What is asked
All lines from the beginning of the listing through the line with "import React from 'react'" are to be copied word for word; the pictures are not.

..............................

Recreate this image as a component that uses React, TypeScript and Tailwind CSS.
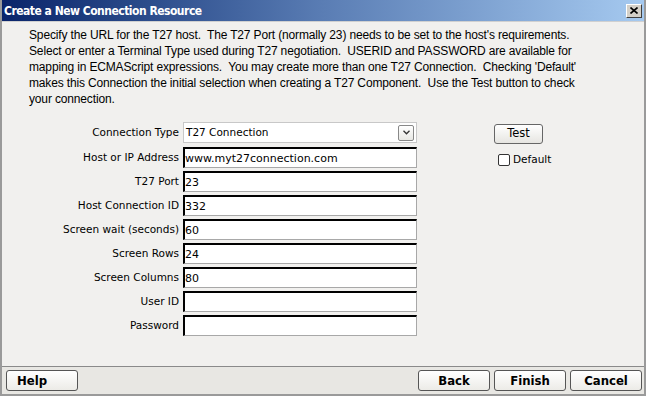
import React from 'react'

const fields = [
  { label: 'Host or IP Address', value: 'www.myt27connection.com' },
  { label: 'T27 Port', value: '23' },
  { label: 'Host Connection ID', value: '332' },
  { label: 'Screen wait (seconds)', value: '60' },
  { label: 'Screen Rows', value: '24' },
  { label: 'Screen Columns', value: '80' },
  { label: 'User ID', value: '' },
  { label: 'Password', value: '' },
]

const intro = [
  "Specify the URL for the T27 host.\u00a0 The T27 Port (normally 23) needs to be set to the host's requirements.",
  'Select or enter a Terminal Type used during T27 negotiation.\u00a0 USERID and PASSWORD are available for',
  "mapping in ECMAScript expressions.\u00a0 You may create more than one T27 Connection.\u00a0 Checking 'Default'",
  'makes this Connection the initial selection when creating a T27 Component.\u00a0 Use the Test button to check',
  'your connection.',
]

function FieldBox({ value }: { value: string }) {
  return (
    <div className="w-[234px] h-[21px] bg-white border-t-2 border-l-2 border-t-black border-l-black border-r border-b border-r-[#a8a8a8] border-b-[#a8a8a8] flex items-center text-[11px] text-black leading-none [font-family:'DejaVu_Sans',sans-serif]">
      {value}
    </div>
  )
}

function BarButton({ label, left }: { label: string; left?: boolean }) {
  return (
    <button
      className={`w-[72px] h-[21px] rounded-[3px] border border-[#555] bg-gradient-to-b from-white to-[#ecebe7] text-[13px] font-bold text-black leading-none [font-family:'DejaVu_Sans_Condensed','DejaVu_Sans',sans-serif] ${
        left ? 'text-left pl-[10px]' : ''
      }`}
    >
      {label}
    </button>
  )
}

export default function App() {
  return (
    <div className="w-[646px] h-[396px] bg-[#f1f0ee] border-2 border-[#9a9a9a] border-t-0 flex flex-col overflow-hidden">
      {/* title bar */}
      <div className="h-[22px] flex items-center justify-between pl-[2px] pr-[2px] bg-gradient-to-r from-[#0a246a] via-[#5a7db4] to-[#a6caf0] border-b border-[#d0d0d0]">
        <span className="text-white font-bold text-[12px] tracking-[-0.5px] leading-none [font-family:'DejaVu_Sans_Condensed','DejaVu_Sans',sans-serif]">
          Create a New Connection Resource
        </span>
        <div className="w-[16px] h-[14px] bg-[#d4d0c8] border border-t-white border-l-white border-r-[#404040] border-b-[#404040] flex items-center justify-center">
          <svg width="8" height="7" viewBox="0 0 8 7">
            <path d="M0.5 0.5 L7.5 6.5 M7.5 0.5 L0.5 6.5" stroke="black" strokeWidth="1.6" />
          </svg>
        </div>
      </div>

      {/* body */}
      <div className="flex-1 flex flex-col">
        <div className="pl-[27px] pt-[5px] text-[12px] leading-[16px] tracking-[-0.15px] text-black whitespace-nowrap [font-family:'Liberation_Sans',Arial,sans-serif]">
          {intro.map((line) => (
            <div key={line}>{line}</div>
          ))}
        </div>

        <div className="flex mt-[15px]">
          <div className="flex flex-col gap-[3px] text-[10.5px] text-black [font-family:'DejaVu_Sans',sans-serif]">
            <div className="flex items-center h-[21px] mb-[1px]">
              <span className="w-[181px] text-right pr-[4px]">Connection Type</span>
              <div className="w-[234px] h-[21px] bg-white border border-[#c8c8c8] flex items-center justify-between pl-[2px] pr-[2px]">
                <span className="text-[10.5px]">T27 Connection</span>
                <div className="w-[16px] h-[16px] border border-[#888] rounded-[2px] bg-gradient-to-b from-white to-[#e8e8e4] flex items-center justify-center">
                  <svg width="7" height="5" viewBox="0 0 7 5">
                    <path d="M0.5 0.8 L3.5 3.8 L6.5 0.8" fill="none" stroke="#333" strokeWidth="1.3" />
                  </svg>
                </div>
              </div>
            </div>
            {fields.map((f) => (
              <div key={f.label} className="flex items-center h-[21px]">
                <span className="w-[181px] text-right pr-[4px]">{f.label}</span>
                <FieldBox value={f.value} />
              </div>
            ))}
          </div>

          <div className="ml-[77px] flex flex-col pt-[2px]">
            <button className="w-[49px] h-[20px] rounded-[3px] border border-[#666] bg-gradient-to-b from-white to-[#e6e5e1] text-[11.5px] text-black leading-none [font-family:'DejaVu_Sans',sans-serif]">
              Test
            </button>
            <label className="flex items-center mt-[8px] ml-[4px] text-[10.5px] text-black [font-family:'DejaVu_Sans',sans-serif]">
              <span className="w-[12px] h-[12px] border border-[#333] rounded-[2px] bg-white mr-[3px]" />
              Default
            </label>
          </div>
        </div>
      </div>

      {/* bottom bar */}
      <div className="h-[28px] border-t border-[#8a8a8a] bg-[#e8e7e3] flex items-center justify-between pl-[4px] pr-[2px] pb-[1px]">
        <BarButton label="Help" left />
        <div className="flex gap-[4px]">
          <BarButton label="Back" />
          <BarButton label="Finish" />
          <BarButton label="Cancel" />
        </div>
      </div>
    </div>
  )
}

..............................

Exercise answer
Recreate this image as a component that uses React, TypeScript and Tailwind CSS.
import React from 'react'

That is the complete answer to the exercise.